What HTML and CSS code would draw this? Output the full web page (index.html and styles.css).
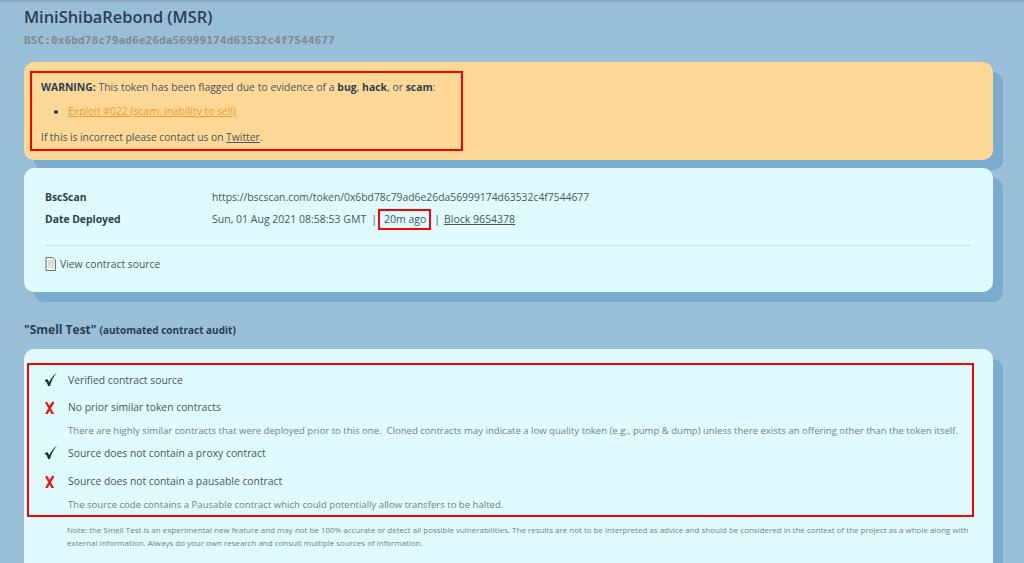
FILE: index.html
```html
<!DOCTYPE html>
<html lang="en">
<head>
    <meta charset="UTF-8">
    <title>MiniShibaRebond (MSR)</title>
    <link rel="stylesheet" href="styles.css">
</head>
<body>
    <main>
        <h1>MiniShibaRebond (MSR)</h1>
        <div class="address">BSC:0x6bd78c79ad6e26da56999174d63532c4f7544677</div>

        <section class="card warning">
            <div class="marked warning-inner">
                <p><b>WARNING:</b> This token has been flagged due to evidence of a <b>bug</b>, <b>hack</b>, or <b>scam</b>:</p>
                <ul>
                    <li><a class="exploit" href="#">Exploit #022 (scam: inability to sell)</a></li>
                </ul>
                <p>If this is incorrect please contact us on <a href="#">Twitter</a>.</p>
            </div>
        </section>

        <section class="card info">
            <div class="info-row">
                <div class="info-label">BscScan</div>
                <div>https://bscscan.com/token/0x6bd78c79ad6e26da56999174d63532c4f7544677</div>
            </div>
            <div class="info-row">
                <div class="info-label">Date Deployed</div>
                <div class="info-date">
                    <span>Sun, 01 Aug 2021 08:58:53 GMT</span>
                    <span class="sep">|</span>
                    <span class="marked age">20m ago</span>
                    <span class="sep">|</span>
                    <a href="#">Block 9654378</a>
                </div>
            </div>
            <hr>
            <div class="source-link">
                <svg width="11" height="14" viewBox="0 0 11 14">
                    <path d="M1 .5h6.5L10.5 3v10.5H1z" fill="#f2f2f0" stroke="#6b7075"/>
                    <path d="M3 4h6M3 6h6M3 8h6M3 10h6" stroke="#c4c6c6"/>
                </svg>
                <span>View contract source</span>
            </div>
        </section>

        <h2>"Smell Test" <small>(automated contract audit)</small></h2>

        <section class="card smell">
            <div class="marked checks">
                <div class="check">
                    <svg class="mark" width="14" height="15" viewBox="0 0 14 15"><path d="M.5 8.500L3.200 7C4.100 8 4.700 9 5.100 10.200C7 6.500 9.500 3 13 .5C10 4 7.500 8.500 6 14H4C3.500 11.500 2.500 9.500 .5 8.500z" fill="#1f2d3d"/></svg>
                    <span>Verified contract source</span>
                </div>
                <div class="check">
                    <svg class="mark" width="14" height="15" viewBox="1 -2 14 15"><path d="M3 1c2 3.500 5 9 7.500 13M10.500 1C8 4.500 5.500 9 3 14" fill="none" stroke="#f01414" stroke-width="2.200"/></svg>
                    <span>No prior similar token contracts</span>
                </div>
                <p class="detail">There are highly similar contracts that were deployed prior to this one.&nbsp; Cloned contracts may indicate a low quality token (e.g., pump &amp; dump) unless there exists an offering other than the token itself.</p>
                <div class="check">
                    <svg class="mark" width="14" height="15" viewBox="0 0 14 15"><path d="M.5 8.500L3.200 7C4.100 8 4.700 9 5.100 10.200C7 6.500 9.500 3 13 .5C10 4 7.500 8.500 6 14H4C3.500 11.500 2.500 9.500 .5 8.500z" fill="#1f2d3d"/></svg>
                    <span>Source does not contain a proxy contract</span>
                </div>
                <div class="check">
                    <svg class="mark" width="14" height="15" viewBox="1 -2 14 15"><path d="M3 1c2 3.500 5 9 7.500 13M10.500 1C8 4.500 5.500 9 3 14" fill="none" stroke="#f01414" stroke-width="2.200"/></svg>
                    <span>Source does not contain a pausable contract</span>
                </div>
                <p class="detail">The source code contains a Pausable contract which could potentially allow transfers to be halted.</p>
            </div>
            <p class="note">Note: the Smell Test is an experimental new feature and may not be 100% accurate or detect all possible vulnerabilities. The results are not to be interpreted as advice and should be considered in the context of the project as a whole along with external information. Always do your own research and consult multiple sources of information.</p>
        </section>
    </main>
</body>
</html>
```

FILE: styles.css
```css
html, body {
    height: 563px;
    overflow: hidden;
}
body {
    margin: 0;
    background-color: #98bed8;
    border-top: 2px solid #8aa9c2;
    box-sizing: border-box;
    font-family: "Open Sans", sans-serif;
    font-size: 10.35px;
    color: #4a5560;
}
main {
    padding: 5px 31px 0 24px;
}
h1 {
    margin: 0;
    font-size: 16.4px;
    line-height: 20px;
    font-weight: 600;
    color: #2c3e50;
}
.address {
    margin-top: 7px;
    font-family: "DejaVu Sans Mono", monospace;
    font-size: 11.23px;
    font-weight: bold;
    line-height: 14px;
    color: #7f8a92;
}
.card {
    border-radius: 10px;
    box-shadow: 10px 10px 0 #7aaccd;
}
.marked {
    border: 2px solid #ff0000;
    box-sizing: border-box;
}
b {
    font-weight: 700;
    color: #2c3e50;
}
a {
    color: #4a5560;
}
p {
    margin: 0;
}

.warning {
    margin-top: 14px;
    height: 98px;
    padding: 9px 0 0 6px;
    box-sizing: border-box;
    background-color: #fed896;
}
.warning-inner {
    width: 433px;
    height: 80px;
    padding: 7px 9px;
    line-height: 14px;
}
.warning-inner p:first-child {
    word-spacing: 0.17px;
}
.warning-inner p:last-child {
    word-spacing: -0.2px;
}
.warning-inner ul {
    margin: 10px 0 12px;
    padding-left: 27px;
}
.warning-inner li::marker {
    color: #2c3e50;
}
.exploit {
    color: #f79a2c;
}

.info {
    margin-top: 8px;
    height: 124px;
    padding: 21px 22px 0 21px;
    box-sizing: border-box;
    background-color: #dffbfd;
}
.info-row {
    display: flex;
    height: 22px;
    line-height: 16px;
}
.info-label {
    width: 167px;
    font-weight: 700;
    color: #2c3e50;
}
.info-date {
    display: flex;
    align-items: center;
    height: 16px;
    font-size: 10.5px;
}
.sep {
    margin: 0 1px 0 5px;
}
.age {
    padding: 0 3px 0 4px;
    height: 21px;
    line-height: 17px;
}
.age + .sep {
    margin: 0 0 0 3px;
}
.info-date a {
    margin-left: 4px;
}
hr {
    margin: 12px 0 0;
    border: none;
    border-top: 1px solid #d2e0e2;
}
.source-link {
    display: flex;
    align-items: center;
    gap: 4px;
    margin-top: 10px;
    line-height: 16px;
}

h2 {
    margin: 30px 0 0;
    font-size: 12px;
    line-height: 16px;
    font-weight: 700;
    color: #2c3e50;
}
h2 small {
    font-size: 10px;
}

.smell {
    margin-top: 11px;
    height: 300px;
    padding: 14px 19px 0 3px;
    box-sizing: border-box;
    background-color: #dffbfd;
}
.checks {
    height: 154px;
    padding: 1px 0 0 15px;
}
.check {
    display: flex;
    align-items: center;
    gap: 10px;
    height: 27px;
}
.detail + .check + .check {
    margin-top: 1px;
}
.mark {
    flex: none;
    width: 14px;
}
.detail {
    padding: 2px 0 0 24px;
    height: 19px;
    box-sizing: border-box;
    line-height: 17px;
    font-size: 9.57px;
    color: #777f85;
    white-space: nowrap;
}
.note {
    margin: 6px 0 0 40px;
    font-size: 7.97px;
    line-height: 13px;
    color: #777f85;
}
```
################
Work required -
Exclude the images, then output the data above word for word.

Response to this exercise -
What HTML and CSS code would draw this? Output the full web page (index.html and styles.css).
FILE: index.html
```html
<!DOCTYPE html>
<html lang="en">
<head>
    <meta charset="UTF-8">
    <title>MiniShibaRebond (MSR)</title>
    <link rel="stylesheet" href="styles.css">
</head>
<body>
    <main>
        <h1>MiniShibaRebond (MSR)</h1>
        <div class="address">BSC:0x6bd78c79ad6e26da56999174d63532c4f7544677</div>

        <section class="card warning">
            <div class="marked warning-inner">
                <p><b>WARNING:</b> This token has been flagged due to evidence of a <b>bug</b>, <b>hack</b>, or <b>scam</b>:</p>
                <ul>
                    <li><a class="exploit" href="#">Exploit #022 (scam: inability to sell)</a></li>
                </ul>
                <p>If this is incorrect please contact us on <a href="#">Twitter</a>.</p>
            </div>
        </section>

        <section class="card info">
            <div class="info-row">
                <div class="info-label">BscScan</div>
                <div>https://bscscan.com/token/0x6bd78c79ad6e26da56999174d63532c4f7544677</div>
            </div>
            <div class="info-row">
                <div class="info-label">Date Deployed</div>
                <div class="info-date">
                    <span>Sun, 01 Aug 2021 08:58:53 GMT</span>
                    <span class="sep">|</span>
                    <span class="marked age">20m ago</span>
                    <span class="sep">|</span>
                    <a href="#">Block 9654378</a>
                </div>
            </div>
            <hr>
            <div class="source-link">
                <svg width="11" height="14" viewBox="0 0 11 14">
                    <path d="M1 .5h6.5L10.5 3v10.5H1z" fill="#f2f2f0" stroke="#6b7075"/>
                    <path d="M3 4h6M3 6h6M3 8h6M3 10h6" stroke="#c4c6c6"/>
                </svg>
                <span>View contract source</span>
            </div>
        </section>

        <h2>"Smell Test" <small>(automated contract audit)</small></h2>

        <section class="card smell">
            <div class="marked checks">
                <div class="check">
                    <svg class="mark" width="14" height="15" viewBox="0 0 14 15"><path d="M.5 8.500L3.200 7C4.100 8 4.700 9 5.100 10.200C7 6.500 9.500 3 13 .5C10 4 7.500 8.500 6 14H4C3.500 11.500 2.500 9.500 .5 8.500z" fill="#1f2d3d"/></svg>
                    <span>Verified contract source</span>
                </div>
                <div class="check">
                    <svg class="mark" width="14" height="15" viewBox="1 -2 14 15"><path d="M3 1c2 3.500 5 9 7.500 13M10.500 1C8 4.500 5.500 9 3 14" fill="none" stroke="#f01414" stroke-width="2.200"/></svg>
                    <span>No prior similar token contracts</span>
                </div>
                <p class="detail">There are highly similar contracts that were deployed prior to this one.&nbsp; Cloned contracts may indicate a low quality token (e.g., pump &amp; dump) unless there exists an offering other than the token itself.</p>
                <div class="check">
                    <svg class="mark" width="14" height="15" viewBox="0 0 14 15"><path d="M.5 8.500L3.200 7C4.100 8 4.700 9 5.100 10.200C7 6.500 9.500 3 13 .5C10 4 7.500 8.500 6 14H4C3.500 11.500 2.500 9.500 .5 8.500z" fill="#1f2d3d"/></svg>
                    <span>Source does not contain a proxy contract</span>
                </div>
                <div class="check">
                    <svg class="mark" width="14" height="15" viewBox="1 -2 14 15"><path d="M3 1c2 3.500 5 9 7.500 13M10.500 1C8 4.500 5.500 9 3 14" fill="none" stroke="#f01414" stroke-width="2.200"/></svg>
                    <span>Source does not contain a pausable contract</span>
                </div>
                <p class="detail">The source code contains a Pausable contract which could potentially allow transfers to be halted.</p>
            </div>
            <p class="note">Note: the Smell Test is an experimental new feature and may not be 100% accurate or detect all possible vulnerabilities. The results are not to be interpreted as advice and should be considered in the context of the project as a whole along with external information. Always do your own research and consult multiple sources of information.</p>
        </section>
    </main>
</body>
</html>
```

FILE: styles.css
```css
html, body {
    height: 563px;
    overflow: hidden;
}
body {
    margin: 0;
    background-color: #98bed8;
    border-top: 2px solid #8aa9c2;
    box-sizing: border-box;
    font-family: "Open Sans", sans-serif;
    font-size: 10.35px;
    color: #4a5560;
}
main {
    padding: 5px 31px 0 24px;
}
h1 {
    margin: 0;
    font-size: 16.4px;
    line-height: 20px;
    font-weight: 600;
    color: #2c3e50;
}
.address {
    margin-top: 7px;
    font-family: "DejaVu Sans Mono", monospace;
    font-size: 11.23px;
    font-weight: bold;
    line-height: 14px;
    color: #7f8a92;
}
.card {
    border-radius: 10px;
    box-shadow: 10px 10px 0 #7aaccd;
}
.marked {
    border: 2px solid #ff0000;
    box-sizing: border-box;
}
b {
    font-weight: 700;
    color: #2c3e50;
}
a {
    color: #4a5560;
}
p {
    margin: 0;
}

.warning {
    margin-top: 14px;
    height: 98px;
    padding: 9px 0 0 6px;
    box-sizing: border-box;
    background-color: #fed896;
}
.warning-inner {
    width: 433px;
    height: 80px;
    padding: 7px 9px;
    line-height: 14px;
}
.warning-inner p:first-child {
    word-spacing: 0.17px;
}
.warning-inner p:last-child {
    word-spacing: -0.2px;
}
.warning-inner ul {
    margin: 10px 0 12px;
    padding-left: 27px;
}
.warning-inner li::marker {
    color: #2c3e50;
}
.exploit {
    color: #f79a2c;
}

.info {
    margin-top: 8px;
    height: 124px;
    padding: 21px 22px 0 21px;
    box-sizing: border-box;
    background-color: #dffbfd;
}
.info-row {
    display: flex;
    height: 22px;
    line-height: 16px;
}
.info-label {
    width: 167px;
    font-weight: 700;
    color: #2c3e50;
}
.info-date {
    display: flex;
    align-items: center;
    height: 16px;
    font-size: 10.5px;
}
.sep {
    margin: 0 1px 0 5px;
}
.age {
    padding: 0 3px 0 4px;
    height: 21px;
    line-height: 17px;
}
.age + .sep {
    margin: 0 0 0 3px;
}
.info-date a {
    margin-left: 4px;
}
hr {
    margin: 12px 0 0;
    border: none;
    border-top: 1px solid #d2e0e2;
}
.source-link {
    display: flex;
    align-items: center;
    gap: 4px;
    margin-top: 10px;
    line-height: 16px;
}

h2 {
    margin: 30px 0 0;
    font-size: 12px;
    line-height: 16px;
    font-weight: 700;
    color: #2c3e50;
}
h2 small {
    font-size: 10px;
}

.smell {
    margin-top: 11px;
    height: 300px;
    padding: 14px 19px 0 3px;
    box-sizing: border-box;
    background-color: #dffbfd;
}
.checks {
    height: 154px;
    padding: 1px 0 0 15px;
}
.check {
    display: flex;
    align-items: center;
    gap: 10px;
    height: 27px;
}
.detail + .check + .check {
    margin-top: 1px;
}
.mark {
    flex: none;
    width: 14px;
}
.detail {
    padding: 2px 0 0 24px;
    height: 19px;
    box-sizing: border-box;
    line-height: 17px;
    font-size: 9.57px;
    color: #777f85;
    white-space: nowrap;
}
.note {
    margin: 6px 0 0 40px;
    font-size: 7.97px;
    line-height: 13px;
    color: #777f85;
}
```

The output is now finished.